Anyhow, I’d been fighting an npm issue all morning (natch), where a particular module (bcrypt) was core dumping on my Mac. Not cool, bcrypt, not cool. Couldn’t figure out what was going on, but as is typical, “have you tried erasing your node_modules folder and re-running npm install?” Actually I had, but I was getting desperate, so thought I’d give it one more go. While simultaneously picking up my laptop to head to a meeting (keeping it open as I walked, because “important things” happening on it).

I arrived at the meeting (no idea what it was about, also pretty typical), and when the npm install had finally finished, I tried the program again, and lo and behold, it worked! I think at this moment I audibly exclaimed my excitement, despite the outburst not fitting the context of the meeting, that’s how happy I was. But I was also a bit befuddled. What had changed?

So I pored over the logs, both from the install that didn’t work, and the one that had (God bless anyone that ever has to review an npm log, it’s a special kind of hell).  Check out extracts from the install that failed to run, and the one that worked. Do you see the difference?

Please go look. I’ll wait.

Figure it out?

Did you notice that the binary of bcrypt failed to download in the second log, and npm fell back to compiling from source? That was the secret! Something must’ve been wrong with the prebuilt version for Mac. Now, I never solved what caused the crash in that build, but it was easy enough to work around it with npm --build-from-source.

But the real serendipity was the likely cause of the download failure.
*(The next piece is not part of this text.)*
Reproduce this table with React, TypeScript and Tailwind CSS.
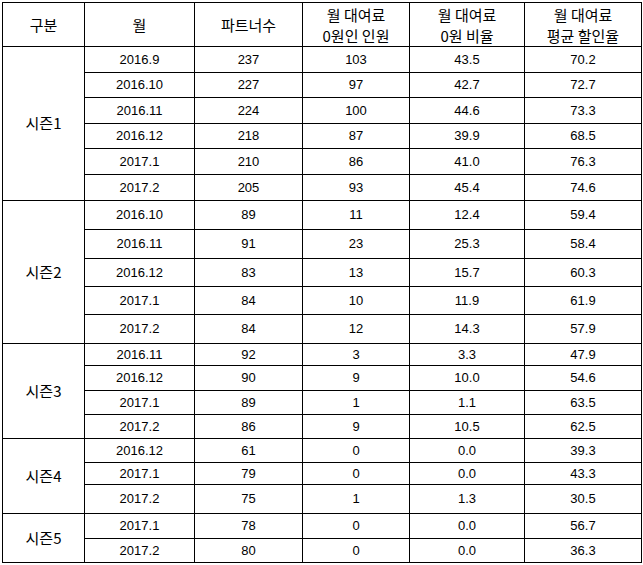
import React from 'react';

type Row = { month: string; partners: number; zero: number; ratio: string; discount: string; h: number };
type Season = { name: string; rows: Row[] };

const seasons: Season[] = [
  {
    name: '시즌1',
    rows: [
      { month: '2016.9', partners: 237, zero: 103, ratio: '43.5', discount: '70.2', h: 26 },
      { month: '2016.10', partners: 227, zero: 97, ratio: '42.7', discount: '72.7', h: 25 },
      { month: '2016.11', partners: 224, zero: 100, ratio: '44.6', discount: '73.3', h: 26 },
      { month: '2016.12', partners: 218, zero: 87, ratio: '39.9', discount: '68.5', h: 25 },
      { month: '2017.1', partners: 210, zero: 86, ratio: '41.0', discount: '76.3', h: 26 },
      { month: '2017.2', partners: 205, zero: 93, ratio: '45.4', discount: '74.6', h: 26 },
    ],
  },
  {
    name: '시즌2',
    rows: [
      { month: '2016.10', partners: 89, zero: 11, ratio: '12.4', discount: '59.4', h: 29 },
      { month: '2016.11', partners: 91, zero: 23, ratio: '25.3', discount: '58.4', h: 29 },
      { month: '2016.12', partners: 83, zero: 13, ratio: '15.7', discount: '60.3', h: 28 },
      { month: '2017.1', partners: 84, zero: 10, ratio: '11.9', discount: '61.9', h: 28 },
      { month: '2017.2', partners: 84, zero: 12, ratio: '14.3', discount: '57.9', h: 29 },
    ],
  },
  {
    name: '시즌3',
    rows: [
      { month: '2016.11', partners: 92, zero: 3, ratio: '3.3', discount: '47.9', h: 22 },
      { month: '2016.12', partners: 90, zero: 9, ratio: '10.0', discount: '54.6', h: 25 },
      { month: '2017.1', partners: 89, zero: 1, ratio: '1.1', discount: '63.5', h: 24 },
      { month: '2017.2', partners: 86, zero: 9, ratio: '10.5', discount: '62.5', h: 24 },
    ],
  },
  {
    name: '시즌4',
    rows: [
      { month: '2016.12', partners: 61, zero: 0, ratio: '0.0', discount: '39.3', h: 24 },
      { month: '2017.1', partners: 79, zero: 0, ratio: '0.0', discount: '43.3', h: 22 },
      { month: '2017.2', partners: 75, zero: 1, ratio: '1.3', discount: '30.5', h: 29 },
    ],
  },
  {
    name: '시즌5',
    rows: [
      { month: '2017.1', partners: 78, zero: 0, ratio: '0.0', discount: '56.7', h: 25 },
      { month: '2017.2', partners: 80, zero: 0, ratio: '0.0', discount: '36.3', h: 24 },
    ],
  },
];

const cell = 'border border-black p-0 text-center align-middle';
const num = 'text-[13px] font-["Liberation_Sans","Noto_Sans_CJK_KR",sans-serif]';

export default function App() {
  return (
    <div className="bg-white w-[643px] h-[565px] pl-[2px] pt-[2px] text-black font-['Noto_Sans_CJK_KR',sans-serif]">
      <table className="table-fixed border-collapse">
        <colgroup>
          <col className="w-[82px]" />
          <col className="w-[110px]" />
          <col className="w-[108px]" />
          <col className="w-[107px]" />
          <col className="w-[115px]" />
          <col className="w-[117px]" />
        </colgroup>
        <thead>
          <tr className="h-[44px] text-[15px] leading-[21px]">
            <th className={`${cell} font-normal`}>구분</th>
            <th className={`${cell} font-normal`}>월</th>
            <th className={`${cell} font-normal`}>파트너수</th>
            <th className={`${cell} font-normal`}>월 대여료<br />0원인 인원</th>
            <th className={`${cell} font-normal`}>월 대여료<br />0원 비율</th>
            <th className={`${cell} font-normal`}>월 대여료<br />평균 할인율</th>
          </tr>
        </thead>
        <tbody>
          {seasons.map((s) =>
            s.rows.map((r, i) => (
              <tr key={s.name + r.month} style={{ height: r.h }}>
                {i === 0 && (
                  <td rowSpan={s.rows.length} className={`${cell} text-[15px]`}>
                    {s.name}
                  </td>
                )}
                <td className={`${cell} ${num}`}>{r.month}</td>
                <td className={`${cell} ${num}`}>{r.partners}</td>
                <td className={`${cell} ${num}`}>{r.zero}</td>
                <td className={`${cell} ${num}`}>{r.ratio}</td>
                <td className={`${cell} ${num}`}>{r.discount}</td>
              </tr>
            ))
          )}
        </tbody>
      </table>
    </div>
  );
}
The only explanation I can think of is that our office’s crummy WiFi happened to flake out briefly as I was carrying my open laptop across the hall, just at the moment when the bcrypt binary was being downloaded, causing it to fail. But the network was back by the time the source tarball was downloaded, and the reset of the process finished normally.

Even as I write, it sounds preposterous. What are the odds? Maybe it was something else, I don’t have any proof. But you’ll never convince me.